> Short exercise: Identify the lines bearing the string "this" and gather them.
** begin Data block **
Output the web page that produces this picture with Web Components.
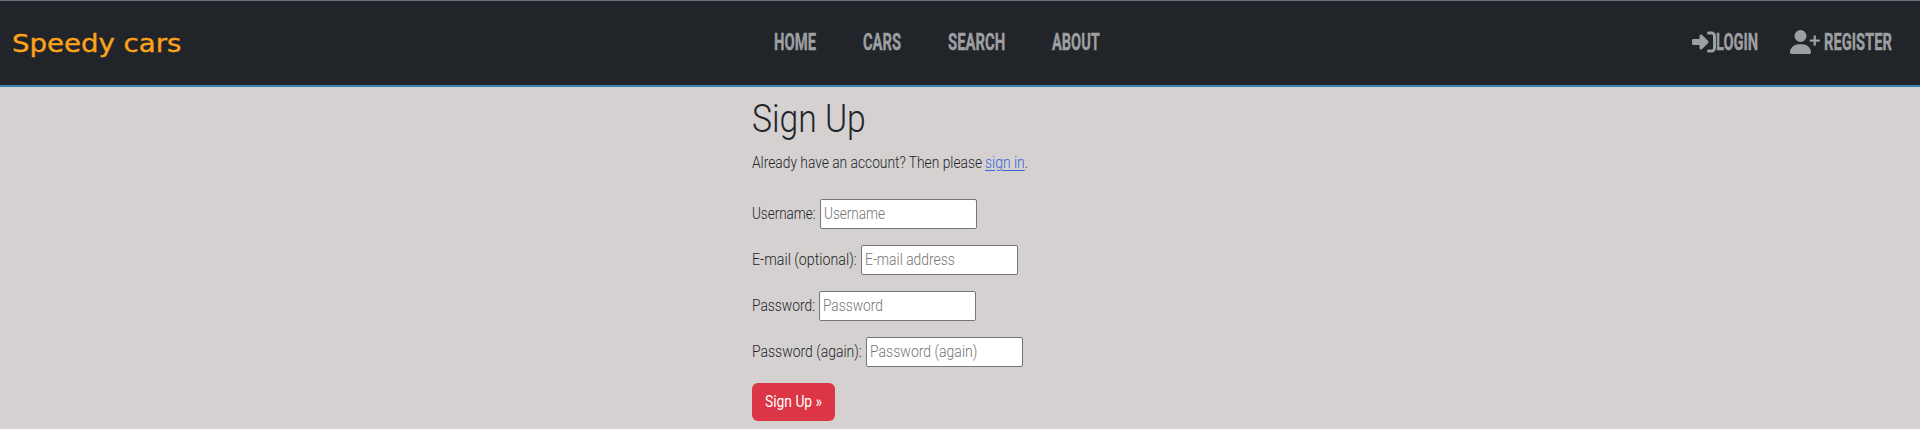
<!DOCTYPE html>
<html lang="en">
<head>
<meta charset="utf-8">
<title>Speedy cars</title>
<style>
body{margin:0;background:#d5d1d0;font-family:Roboto,"Liberation Sans",sans-serif;color:#212529;height:429px;overflow:hidden}
</style>
</head>
<body>
<speedy-page></speedy-page>
<script>
const define = (name, html, init) => {
  const tpl = document.createElement('template');
  tpl.innerHTML = html;
  customElements.define(name, class extends HTMLElement {
    connectedCallback() {
      if (this.shadowRoot) return;
      this.attachShadow({mode: 'open'}).append(tpl.content.cloneNode(true));
      if (init) init(this, this.shadowRoot);
    }
  });
};

// Text set to a given measure: the glyphs are condensed or expanded to fill it.
define('fit-text', `
<style>
:host{display:inline-block;white-space:nowrap;flex:none}
span{display:inline-block;transform-origin:0 50%}
</style><span><slot></slot></span>`, (el, root) => {
  const w = +el.getAttribute('w'), s = root.querySelector('span');
  el.style.width = w + 'px';
  s.style.transform = 'scaleX(' + w / s.offsetWidth + ')';
});

define('nav-link', `
<style>
:host{display:flex;align-items:center;color:#9e9fa1;font:700 24px/28px Roboto,"Liberation Sans",sans-serif;-webkit-text-stroke:.4px #9e9fa1}
a{color:inherit;text-decoration:none;display:flex}
</style><slot name="icon"></slot><a href="#"><fit-text><slot></slot></fit-text></a>`, (el, root) => {
  const f = root.querySelector('fit-text');
  const t = document.createElement('fit-text');
  t.setAttribute('w', el.getAttribute('w'));
  t.textContent = el.textContent.trim();
  f.replaceWith(t);
});

define('site-header', `
<style>
:host{display:grid;grid-template-columns:774px 1fr 228px;height:87px;box-sizing:border-box;background:#212529;border-top:1px solid #6c757d;border-bottom:2px solid #337fb3}
.brand{padding:26px 0 0 12px;color:#fda31b;font:24px/34px "DejaVu Sans",sans-serif;-webkit-text-stroke:.35px #fda31b}
nav,.user{display:flex;align-items:flex-start;padding-top:27px}
nav{gap:47px}
svg{display:block;fill:#9e9fa1;flex:none}
.reg{margin-left:32px}
</style>
<div class="brand"><fit-text w="169">Speedy cars</fit-text></div>
<nav>
<nav-link w="42">HOME</nav-link>
<nav-link w="38">CARS</nav-link>
<nav-link w="57">SEARCH</nav-link>
<nav-link w="48">ABOUT</nav-link>
</nav>
<div class="user">
<nav-link w="42"><svg slot="icon" width="24" height="24" viewBox="0 0 512 512"><path d="M217.900 105.900L340.700 228.700c7.200 7.200 11.300 17.100 11.300 27.300s-4.100 20.100-11.300 27.300L217.900 406.100c-6.400 6.400-15 9.900-24 9.900c-18.700 0-33.900-15.200-33.900-33.900V320H32c-17.700 0-32-14.300-32-32V224c0-17.700 14.300-32 32-32H160V129.900c0-18.700 15.200-33.900 33.900-33.900c9 0 17.600 3.600 24 9.900zM352 416h64c17.700 0 32-14.300 32-32V128c0-17.700-14.300-32-32-32H352c-17.700 0-32-14.300-32-32s14.300-32 32-32h64c53 0 96 43 96 96V384c0 53-43 96-96 96H352c-17.700 0-32-14.300-32-32s14.300-32 32-32z"/></svg>LOGIN</nav-link>
<nav-link class="reg" w="68"><svg slot="icon" width="30" height="24" style="margin-right:4px" viewBox="0 0 640 512"><path d="M96 128a128 128 0 1 1 256 0A128 128 0 1 1 96 128zM0 482.300C0 383.800 79.800 304 178.300 304h91.400C368.200 304 448 383.800 448 482.300c0 16.400-13.300 29.700-29.700 29.700H29.700C13.300 512 0 498.700 0 482.300zM504 312V248H440c-13.300 0-24-10.700-24-24s10.700-24 24-24h64V136c0-13.300 10.700-24 24-24s24 10.700 24 24v64h64c13.300 0 24 10.700 24 24s-10.700 24-24 24H552v64c0 13.300-10.700 24-24 24s-24-10.700-24-24z"/></svg>REGISTER</nav-link>
</div>`);

define('form-field', `
<style>
:host{display:flex;align-items:center;height:30px;margin-bottom:16px;font:300 16px/24px Roboto,"Liberation Sans",sans-serif}
.box{display:grid;align-items:center;width:157px;height:30px;margin-left:4px}
input,.hint{grid-area:1/1}
input{width:157px;height:30px;box-sizing:border-box;margin:0;border:1px solid #767676;border-radius:2px;background:#fff;font:inherit}
.hint{z-index:1;padding-left:4px;color:#757575;pointer-events:none}
</style>
<span class="label"></span><span class="box"><input><span class="hint"></span></span>`, (el, root) => {
  const put = (sel, text, w) => {
    const t = document.createElement('fit-text');
    t.setAttribute('w', w);
    t.textContent = text;
    root.querySelector(sel).append(t);
  };
  put('.label', el.getAttribute('label'), el.getAttribute('label-w'));
  put('.hint', el.getAttribute('hint'), el.getAttribute('hint-w'));
  root.querySelector('input').type = el.getAttribute('type') || 'text';
});

define('signup-form', `
<style>
:host{display:block;width:416px;margin-left:752px;font:300 16px/24px Roboto,"Liberation Sans",sans-serif}
h1{margin:0;padding-top:8px;font:300 39px/48px Roboto,"Liberation Sans",sans-serif}
p{margin:8px 0 24px;display:flex}
a{color:#3565dd;display:flex}
u{text-underline-offset:2px}
button{display:block;width:83px;height:38px;border:0;border-radius:6px;background:#dc3545;color:#fff;padding:0 0 0 13px;text-align:left;font:400 16px/24px Roboto,"Liberation Sans",sans-serif}
</style>
<h1><fit-text w="114">Sign Up</fit-text></h1>
<p><fit-text w="230">Already have an account? Then please</fit-text><a href="#" style="margin-left:3px;text-decoration:none"><fit-text w="40"><u>sign in</u></fit-text></a><fit-text w="3">.</fit-text></p>
<form-field label="Username:" label-w="64" hint="Username" hint-w="61"></form-field>
<form-field label="E-mail (optional):" label-w="105" hint="E-mail address" hint-w="90"></form-field>
<form-field type="password" label="Password:" label-w="63" hint="Password" hint-w="60"></form-field>
<form-field type="password" label="Password (again):" label-w="110" hint="Password (again)" hint-w="107"></form-field>
<button><fit-text w="57">Sign Up »</fit-text></button>`);

define('speedy-page', `
<style>:host{display:block}</style>
<site-header></site-header>
<signup-form></signup-form>`);
</script>
</body>
</html>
** end Data block **
> Correct result:
Output the web page that produces this picture with Web Components.
      if (this.shadowRoot) return;
      this.attachShadow({mode: 'open'}).append(tpl.content.cloneNode(true));
      if (init) init(this, this.shadowRoot);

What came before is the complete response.